---------- Supplied information ----------

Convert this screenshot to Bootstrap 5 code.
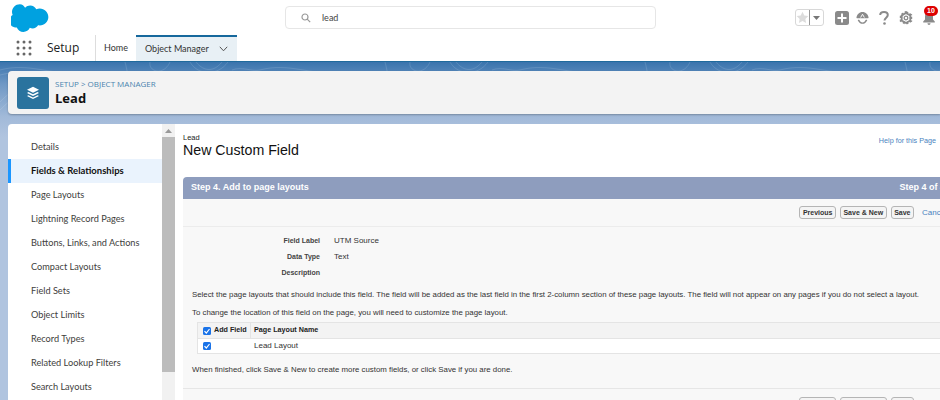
<!DOCTYPE html>
<html lang="en">
<head>
<meta charset="utf-8">
<title>Setup - Lead</title>
<link href="https://cdn.jsdelivr.net/npm/bootstrap@5.3.0/dist/css/bootstrap.min.css" rel="stylesheet">
<style>
html,body{width:940px;height:400px;overflow:hidden;margin:0;background:#fff}
body{font-family:Lato,"Liberation Sans",sans-serif;color:#16325c}
.sf-top{height:35px}
.sf-logo{width:44px;margin-left:11px;flex:none}
.sf-search{width:371px;height:23px;margin-left:230px;border:1px solid #e6e6e6;border-radius:4px;font-size:9px;color:#444}
.sf-search svg{margin:0 11px 0 15px}
.sf-tools{margin-left:139px}
.sf-fav{width:29px;height:17px;border:1px solid #d8d8d8;border-radius:3px}
.sf-fav span{flex:1;height:100%}
.sf-fav span+span{border-left:1px solid #999;display:flex;align-items:center;justify-content:center}
.sf-plus{margin-left:11px}
.sf-cloud{margin-left:7px}
.sf-q{margin-left:10px}
.sf-gear{margin-left:10px}
.sf-bell{position:relative;width:16px;margin-left:9px}
.sf-badge{position:absolute;left:2px;top:-5px;width:14px;height:10px;border-radius:5px;background:#d00;color:#fff;font:700 7px/10px "Liberation Sans",sans-serif;text-align:center}
.sf-nav{height:26px}
.sf-dots{width:16px;margin-left:16px;flex:none}
.sf-app{font-size:12px;color:#222;margin-left:15px;width:48px;flex:none;font-family:"Open Sans",sans-serif}
.sf-home{border-left:1px solid #ddd;height:26px;width:41px;font-size:9px;color:#333;flex:none}
.sf-tab{width:101px;height:26px;background:#e8f0f5;border-top:2px solid #16689c;font-size:9px;color:#333;padding:0 9px;flex:none}
.sf-stage{height:339px;padding-top:9px;border-top:1px solid #1f6a9c;background-color:#b0c4df;background-image:url("data:image/svg+xml,%3Csvg xmlns='http://www.w3.org/2000/svg' width='260' height='70' fill='none' stroke='%23fff' stroke-opacity='.12'%3E%3Cpath d='M0 8c30-8 50 6 80 2M0 13c30-8 50 8 84 3M0 40c14-14 26-22 42-30M0 48c16-16 30-24 50-34M125 0c4 14 2 22 8 14M150 0c-2 10 14 14 20 0M190 0c8 14 28 14 38 0M196 0c8 10 18 10 26 0M232 8c10-4 20 2 28 0'/%3E%3C/svg%3E"),linear-gradient(180deg,#3a74ad 0,#6f98c5 22px,#a2bad9 55px,#b0c4df 75px);background-repeat:repeat-x,no-repeat}
.sf-head{height:43px;margin-left:8px;background:#f3f3f3;border-radius:4px 0 0 4px;box-shadow:0 1px 2px rgba(0,0,0,.25);padding-left:9px}
.sf-ico{width:32px;height:32px;background:#2a739e;border-radius:3px;flex:none}
.sf-crumb{font-size:8px;line-height:11px;color:#4a83ae;margin-bottom:1px;font-family:"Open Sans",sans-serif}
.sf-title{font-size:13px;line-height:17px;font-weight:700;color:#111;font-family:"Open Sans",sans-serif}
.sf-panel{height:276px;margin:10px 0 0 8px;background:#fff;border-radius:4px 0 0 0}
.sf-side{width:154px;flex:none;padding-top:11px}
.sf-link{height:24px;padding-left:23px;font-size:9.200px;color:#3e3e3c}
.sf-on{background:#eaf3fd;border-left:3px solid #1b96ff;padding-left:20px;font-size:9.500px;font-weight:700;color:#111}
.sf-bar{width:13px;flex:none;background:#f1f1f1;display:flex;flex-direction:column}
.sf-up{height:13px;display:flex;align-items:center;justify-content:center}
.sf-thumb{height:235px;background:#bcbcbc}
.sf-main{width:820px;flex:none;padding-left:8px;font-family:"Liberation Sans",sans-serif;color:#222}
.sf-pagehead{height:53px;padding-top:9px}
.sf-sub{font-size:7.500px;line-height:9px;color:#222}
.sf-h1{font-size:14.200px;line-height:17px;font-weight:400;margin:0;color:#111}
.sf-help{font-size:7.200px;color:#4a83c0;position:relative;top:3px;margin-right:59px}
.sf-step{height:22px;background:#8e9dbe;border-radius:4px 4px 0 0;color:#fff;font-size:9px;font-weight:700;padding:0 8px}
.sf-step b{margin-right:42px}
.sf-body{background:#f8f8f8;height:210px;font-size:8px;color:#333}
.sf-btns{height:28px;border-bottom:1px solid #ececec;padding-right:33px}
.sf-btns2{padding-right:33px}
.sf-btn{height:13px;padding:0 2.500px;background:#f4f4f4;border:1px solid #b5b5b5;border-radius:3px;font:700 7px/11px "Liberation Sans",sans-serif;color:#333;margin-right:4px}
.sf-cancel{font-size:8px;color:#4a83c0;margin-left:4px;width:40px}
.sf-rows{padding-top:6px}
.sf-row{height:16px}
.sf-row b{width:137px;text-align:right;color:#444;font-size:7px}
.sf-row span{margin-left:14px}
.sf-note{margin:0 0 0 9px;line-height:10px;white-space:nowrap;font-size:7.850px}
.sf-grid{margin:4px 0 0 14px;border:1px solid #e4e4e4;background:#fff;width:800px;font-size:8px}
.sf-gh{height:16px;background:#f3f3f3;border-bottom:1px solid #e4e4e4;font-weight:700;color:#222;font-size:7.200px}
.sf-gr{height:14px}
.sf-c1{width:53px;padding-left:5px;gap:3px;flex:none;height:100%;border-right:1px solid #e4e4e4;white-space:nowrap}
.sf-gr .sf-c1{border:0}
.sf-c2{padding-left:3px}
.sf-chk{width:8px;height:8px;background:#1a73e8;border-radius:1.500px;display:block;flex:none}
.sf-end{margin-top:13px;border-top:1px solid #e6e6e6;padding-top:8px}
</style>
</head>
<body>
<header class="sf-top d-flex align-items-center bg-white">
  <svg class="sf-logo" viewBox="0 0 44 28" height="28"><path fill="#00A1E0" d="M17 4.600c1.600-1.700 3.700-2.700 6.100-2.700 3.200 0 5.900 1.800 7.400 4.400 1.300-.6 2.700-.9 4.100-.9C40.300 5.400 45 10 45 15.600s-4.700 10.200-10.400 10.200c-.7 0-1.400-.1-2-.2-1.300 2.300-3.800 3.900-6.600 3.900-1.200 0-2.300-.3-3.300-.8-1.300 3-4.300 5-7.800 5-3.600 0-6.700-2.300-7.900-5.500-.5.1-1.100.2-1.700.2C1.600 28.400-2 24.800-2 20.300c0-3 1.600-5.600 4-7-.5-1.100-.8-2.400-.8-3.700C1.200 4.400 5.500.3 10.700.3c3 0 5 1.800 6.300 4.300z" transform="scale(.83)"/></svg>
  <div class="sf-search d-flex align-items-center">
    <svg width="10" height="10" viewBox="0 0 10 10" fill="none" stroke="#999" stroke-width="1.200"><circle cx="4" cy="4" r="3"/><path d="M6.200 6.200 9.200 9.200"/></svg>lead
  </div>
  <div class="sf-tools d-flex align-items-center">
    <div class="sf-fav d-flex align-items-center">
      <span class="d-flex align-items-center justify-content-center"><svg width="13" height="13" viewBox="0 0 24 24"><path fill="#dcdcdc" d="M12 1.500l3.300 7 7.500.9-5.600 5.200 1.500 7.600L12 18.400l-6.700 3.800 1.500-7.600L1.200 9.400l7.500-.9z"/></svg></span>
      <span><svg width="7" height="4" viewBox="0 0 7 4"><path fill="#777" d="M0 0h7L3.500 4z"/></svg></span>
    </div>
    <svg class="sf-plus" width="14" height="14" viewBox="0 0 14 14"><rect width="14" height="14" rx="2.500" fill="#8a8a8a"/><path d="M7 2.500v9M2.500 7h9" stroke="#fff" stroke-width="2"/></svg>
    <svg class="sf-cloud" width="13" height="13" viewBox="0 0 14 14"><path fill="#8a8a8a" d="M7 1C3.500 1 .8 3.700.5 7.200c0 .3.200.5.500.5h12c.3 0 .5-.2.500-.5C13.200 3.700 10.500 1 7 1z"/><path d="M2.500 9.500c1 2 3 3.500 4.500 3.500s3.500-1.500 4.500-3.500" fill="none" stroke="#8a8a8a" stroke-width="1.500"/><path d="M7 3.500 5 7M7 3.500 9 7" stroke="#fff"/></svg>
    <svg class="sf-q" width="10" height="14" viewBox="0 0 10 14"><path d="M1.200 4C1.200 2 3 1 5 1s3.800 1 3.800 3c0 2.500-3.300 2.800-3.300 5.500" fill="none" stroke="#8a8a8a" stroke-width="2"/><circle cx="5.500" cy="12.500" r="1.300" fill="#8a8a8a"/></svg>
    <svg class="sf-gear" width="14" height="14" viewBox="0 0 14 14"><path fill="none" stroke="#8a8a8a" stroke-width="2.400" stroke-dasharray="2.200 1.500" d="M7 1.300 12 4.100v5.800L7 12.700 2 9.900V4.100z"/><path fill="none" stroke="#8a8a8a" stroke-width="1.800" d="M7 2 11.300 4.500v5L7 12 2.700 9.500v-5z"/><circle cx="7" cy="7" r="1.800" fill="none" stroke="#8a8a8a" stroke-width="1.300"/></svg>
    <div class="sf-bell">
      <svg class="d-block" width="14" height="14" viewBox="0 0 14 14"><path fill="#8a8a8a" d="M7 1c2.500 0 4 1.900 4 4.300v3.200l1.800 2V11.500H1.200V10.500l1.800-2V5.300C3 2.900 4.500 1 7 1zM5.500 12.300h3C8.500 13.300 7.800 14 7 14s-1.500-.7-1.500-1.700z"/></svg>
      <span class="sf-badge">10</span>
    </div>
  </div>
</header>
<nav class="sf-nav d-flex align-items-center bg-white">
  <svg class="sf-dots" viewBox="0 0 16 16" height="16" fill="#666"><circle cx="2" cy="2" r="1.500"/><circle cx="8" cy="2" r="1.500"/><circle cx="14" cy="2" r="1.500"/><circle cx="2" cy="8" r="1.500"/><circle cx="8" cy="8" r="1.500"/><circle cx="14" cy="8" r="1.500"/><circle cx="2" cy="14" r="1.500"/><circle cx="8" cy="14" r="1.500"/><circle cx="14" cy="14" r="1.500"/></svg>
  <div class="sf-app">Setup</div>
  <div class="sf-home d-flex align-items-center justify-content-center">Home</div>
  <div class="sf-tab d-flex align-items-center justify-content-between"><span>Object Manager</span>
    <svg width="9" height="6" viewBox="0 0 9 6" fill="none" stroke="#555" stroke-width="1"><path d="M.8.800 4.500 4.800 8.200.800"/></svg></div>
</nav>
<main class="sf-stage">
  <div class="sf-head d-flex align-items-center" style="gap:6px">
    <div class="sf-ico d-flex align-items-center justify-content-center">
      <svg width="14" height="14" viewBox="0 0 14 14" fill="#fff"><path d="M7 .8 13 3.800 7 6.800 1 3.800z"/><path d="M2.400 6 7 8.300 11.600 6 13 6.900 7 9.900 1 6.900z"/><path d="M2.400 9.200 7 11.500 11.600 9.200 13 10.100 7 13.100 1 10.100z"/></svg>
    </div>
    <div><div class="sf-crumb">SETUP &gt; OBJECT MANAGER</div><div class="sf-title">Lead</div></div>
  </div>
  <div class="sf-panel d-flex overflow-hidden">
    <aside class="sf-side">
      <div class="sf-link d-flex align-items-center">Details</div>
      <div class="sf-link sf-on d-flex align-items-center">Fields &amp; Relationships</div>
      <div class="sf-link d-flex align-items-center">Page Layouts</div>
      <div class="sf-link d-flex align-items-center">Lightning Record Pages</div>
      <div class="sf-link d-flex align-items-center">Buttons, Links, and Actions</div>
      <div class="sf-link d-flex align-items-center">Compact Layouts</div>
      <div class="sf-link d-flex align-items-center">Field Sets</div>
      <div class="sf-link d-flex align-items-center">Object Limits</div>
      <div class="sf-link d-flex align-items-center">Record Types</div>
      <div class="sf-link d-flex align-items-center">Related Lookup Filters</div>
      <div class="sf-link d-flex align-items-center">Search Layouts</div>
    </aside>
    <div class="sf-bar"><div class="sf-up"><svg width="7" height="4" viewBox="0 0 7 4"><path fill="#999" d="M3.500 0 7 4H0z"/></svg></div><div class="sf-thumb"></div></div>
    <section class="sf-main">
      <div class="sf-pagehead d-flex justify-content-between">
        <div><div class="sf-sub">Lead</div><h1 class="sf-h1">New Custom Field</h1></div>
        <div class="sf-help">Help for this Page</div>
      </div>
      <div class="sf-step d-flex align-items-center justify-content-between"><span>Step 4. Add to page layouts</span><b>Step 4 of 4</b></div>
      <div class="sf-body">
        <div class="sf-btns d-flex align-items-center justify-content-end">
          <button class="sf-btn" type="button">Previous</button><button class="sf-btn" type="button">Save &amp; New</button><button class="sf-btn" type="button">Save</button><span class="sf-cancel">Cancel</span>
        </div>
        <div class="sf-rows">
          <div class="sf-row d-flex align-items-center"><b>Field Label</b><span>UTM Source</span></div>
          <div class="sf-row d-flex align-items-center"><b>Data Type</b><span>Text</span></div>
          <div class="sf-row d-flex align-items-center"><b>Description</b><span></span></div>
        </div>
        <p class="sf-note" style="margin-top:9px">Select the page layouts that should include this field. The field will be added as the last field in the first 2-column section of these page layouts. The field will not appear on any pages if you do not select a layout.</p>
        <p class="sf-note" style="margin-top:8px">To change the location of this field on the page, you will need to customize the page layout.</p>
        <div class="sf-grid">
          <div class="sf-gh d-flex align-items-center"><div class="sf-c1 d-flex align-items-center"><svg class="sf-chk" viewBox="0 0 8 8"><path d="M1.500 4.200 3.300 6 6.500 2" fill="none" stroke="#fff" stroke-width="1.200"/></svg>Add Field</div><div class="sf-c2">Page Layout Name</div></div>
          <div class="sf-gr d-flex align-items-center"><div class="sf-c1 d-flex align-items-center"><svg class="sf-chk" viewBox="0 0 8 8"><path d="M1.500 4.200 3.300 6 6.500 2" fill="none" stroke="#fff" stroke-width="1.200"/></svg></div><div class="sf-c2">Lead Layout</div></div>
        </div>
        <p class="sf-note" style="margin-top:11px">When finished, click Save &amp; New to create more custom fields, or click Save if you are done.</p>
        <div class="sf-end"><div class="sf-btns2 d-flex align-items-center justify-content-end">
          <button class="sf-btn" type="button">Previous</button><button class="sf-btn" type="button">Save &amp; New</button><button class="sf-btn" type="button">Save</button><span class="sf-cancel">Cancel</span>
        </div></div>
      </div>
    </section>
  </div>
</main>
<script src="https://cdn.jsdelivr.net/npm/bootstrap@5.3.0/dist/js/bootstrap.bundle.min.js"></script>
</body>
</html>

----------

__Task brief__: Show all lines from the data above in which the word "this" appears.

__Written solution__:
Convert this screenshot to Bootstrap 5 code.
        <div class="sf-help">Help for this Page</div>
        <p class="sf-note" style="margin-top:9px">Select the page layouts that should include this field. The field will be added as the last field in the first 2-column section of these page layouts. The field will not appear on any pages if you do not select a layout.</p>
        <p class="sf-note" style="margin-top:8px">To change the location of this field on the page, you will need to customize the page layout.</p>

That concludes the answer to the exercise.